Wiring, a relatively modern method of training bonsai trunks and branches into the desired forms, has become commonly accepted. It is often used in place of, or in conjunction with the traditional methods of long-term pruning and hemp-rope binding. Copper wire that has first been annealed in a low-temperature fire is preferred. After it has cooled, it is wrapped around the branches in the direction the branch is to be bent. The branch should be bent once into its final position so as not to harm the cambium layer under the bark. The wire should be wrapped taut, but not too tight, and should be removed just before it bites into the branch -- between 6 and 12 months. The wire is removed with a bonsai wire cutter by snipping the wire at each turn, thereby allowing the cut pieces to fall to the ground. Never unwind the wire or use pliers to cut the wire, since this will damage the branches.
As noted previously, potted trees do not do well in soil that is always wet. Potting soil and top soil are heavy soils that can remain wet for weeks. Bonsai soil is a mixture of ingredients which allows the water to drain freely and at the same time, retain moisture. In addition, the ingredients allow the roots to breathe air and prevent compaction. There are two basic types of bonsai soil -- a conifer mix and a tropical/sub/tropical mix. Before adding any soil mixture, be sure to cover the drainage hole(s) with screening to prevent the soil from washing out of the pot. When re-potting, it is always best to use the soil mixture in its dry state.

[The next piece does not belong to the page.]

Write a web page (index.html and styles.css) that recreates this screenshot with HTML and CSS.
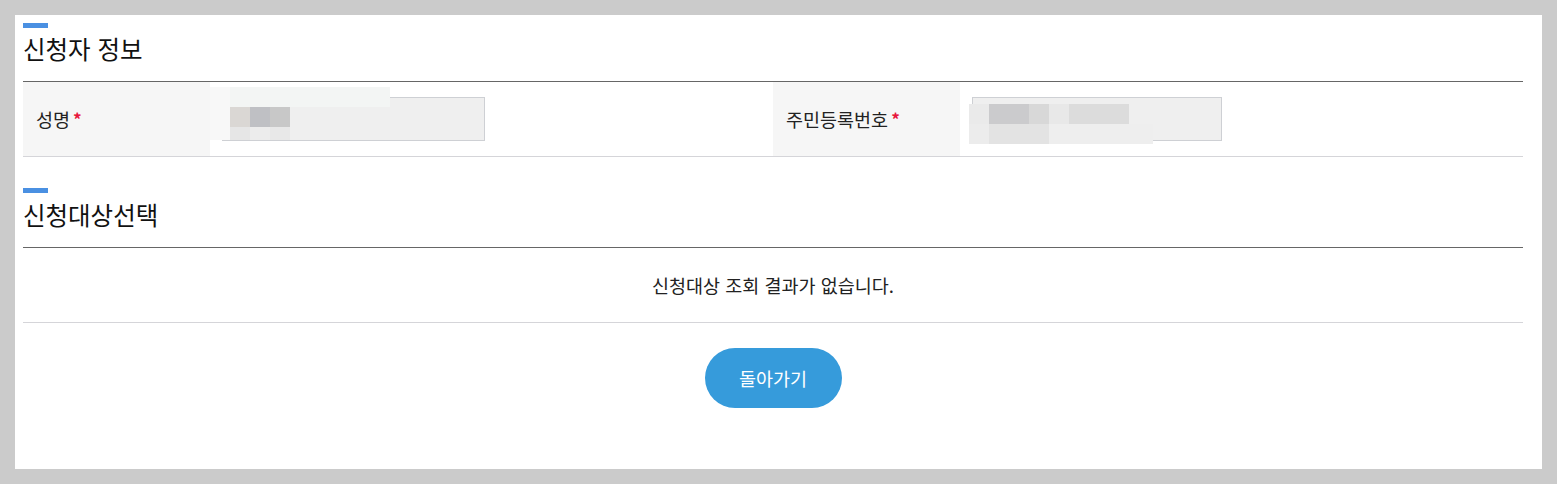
FILE: index.html
```html
<!DOCTYPE html>
<html lang="ko">
<head>
<meta charset="utf-8">
<title>신청자 정보</title>
<link rel="stylesheet" href="styles.css">
</head>
<body>
<div class="panel">
  <section class="section">
    <div class="bar"></div>
    <h2 class="title">신청자 정보</h2>
    <div class="form-row">
      <div class="cell">
        <div class="label">성명<span class="req">*</span></div>
        <div class="value">
          <div class="input input-name"></div>
          <div class="mosaic mosaic-name">
            <div class="mrow mrow-top"><span class="mb w20 c-f8"></span><span class="mb w160 c-f4"></span></div>
            <div class="mrow"><span class="mb w20 c-f8"></span><span class="mb w20 c-da"></span><span class="mb w20 c-bf"></span><span class="mb w20 c-c8"></span></div>
            <div class="mrow mrow-short"><span class="mb w20 c-f8"></span><span class="mb w20 c-e6"></span><span class="mb w20 c-ec"></span><span class="mb w20 c-e8"></span></div>
          </div>
        </div>
      </div>
      <div class="cell">
        <div class="label">주민등록번호<span class="req">*</span></div>
        <div class="value">
          <div class="input input-rrn"></div>
          <div class="mosaic mosaic-rrn">
            <div class="mrow"><span class="mb w20 c-ea"></span><span class="mb w40 c-cb"></span><span class="mb w20 c-d8"></span><span class="mb w20 c-e8"></span><span class="mb w60 c-dc"></span></div>
            <div class="mrow"><span class="mb w20 c-ec"></span><span class="mb w60 c-e3"></span><span class="mb w104 c-ee"></span></div>
          </div>
        </div>
      </div>
    </div>
  </section>

  <section class="section section-second">
    <div class="bar"></div>
    <h2 class="title">신청대상선택</h2>
    <div class="empty-row">신청대상 조회 결과가 없습니다.</div>
  </section>

  <div class="actions">
    <button class="btn-back" type="button">돌아가기</button>
  </div>
</div>
</body>
</html>
```

FILE: styles.css
```css
* { box-sizing: border-box; }

html, body {
  margin: 0;
  padding: 0;
}

body {
  background: #cbcbcb;
  padding: 15px;
  font-family: "Noto Sans CJK KR", "Noto Sans", sans-serif;
  color: #222;
}

.panel {
  background: #fff;
  width: 1527px;
  padding: 8px 19px 61px 8px;
}

.section-second {
  margin-top: 31px;
}

.section-second .title {
  margin-top: 5px;
}

.bar {
  width: 25px;
  height: 5px;
  background: #4a90e2;
}

.title {
  margin: 4px 0 15px 0;
  font-size: 24.5px;
  font-weight: 400;
  line-height: 34px;
  color: #111;
}

.form-row {
  display: grid;
  grid-template-columns: 1fr 1fr;
  border-top: 1px solid #666;
  border-bottom: 1px solid #d5d5d9;
  height: 76px;
}

.cell {
  display: grid;
  grid-template-columns: 187px 1fr;
}

.label {
  background: #f6f6f6;
  display: flex;
  align-items: center;
  padding-left: 13px;
  font-size: 18.5px;
  color: #222;
}

.req {
  color: #e8163c;
  margin-left: 3px;
  font-size: 17px;
  font-weight: 700;
  position: relative;
  top: -1px;
}

.value {
  position: relative;
  display: flex;
  align-items: center;
  padding-left: 12px;
}

.input {
  height: 44px;
  background: #efefef;
  border: 1px solid #ced0d4;
}

.input-name { width: 263px; }
.input-rrn { width: 250px; }

.mosaic {
  position: absolute;
  display: flex;
  flex-direction: column;
}

.mosaic-name { left: 0; top: 5px; }
.mosaic-rrn { left: 9px; top: 22px; }

.mrow { display: flex; height: 20px; }
.mrow-short { height: 13px; }

.mb { display: block; height: 100%; }
.w20 { width: 20px; }
.w40 { width: 40px; }
.w60 { width: 60px; }
.w104 { width: 104px; }
.w160 { width: 160px; }

.c-f8 { background: #f8f8f8; }
.c-f4 { background: #f3f5f4; }
.c-da { background: #dad7d4; }
.c-bf { background: #bfc0c4; }
.c-c8 { background: #c8c8c8; }
.c-e6 { background: #e6e6e6; }
.c-ec { background: #ececec; }
.c-e8 { background: #e8e8e8; }
.c-ea { background: #eaeaea; }
.c-cb { background: #cbcbcd; }
.c-d8 { background: #d8d8d8; }
.c-dc { background: #dcdcdc; }
.c-e3 { background: #e3e3e3; }
.c-ee { background: #eeeeee; }

.empty-row {
  border-top: 1px solid #666;
  border-bottom: 1px solid #d5d5d9;
  height: 76px;
  display: flex;
  align-items: center;
  justify-content: center;
  font-size: 18.5px;
  color: #222;
}

.actions {
  display: flex;
  justify-content: center;
  margin-top: 25px;
}

.btn-back {
  width: 137px;
  height: 60px;
  border: none;
  border-radius: 30px;
  background: #369bdb;
  color: #fff;
  font-family: "Noto Sans CJK KR", "Noto Sans", sans-serif;
  font-size: 18.5px;
  cursor: pointer;
}
```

All potted plants will eventually outgrow their containers. While houseplants need to be "up-potted", that is, placed in larger and larger containers, we maintain the miniaturization of a bonsai tree by keeping the roots confined to the small container. On average, repotting will be necessary every 3-5 years, but the tree should be removed from its container and its root system inspected once a year. If the roots form a circular ball around the perimeter of the pot, it is time to trim the roots and repot. When repotting remember to (a) use only bonsai soil (b) remove air pockets by working the soil down through the roots (c) do not remove more that 20% of the root system (d) repot during the appropriate repotting season (e) water well and keep out of the sun for a week or two.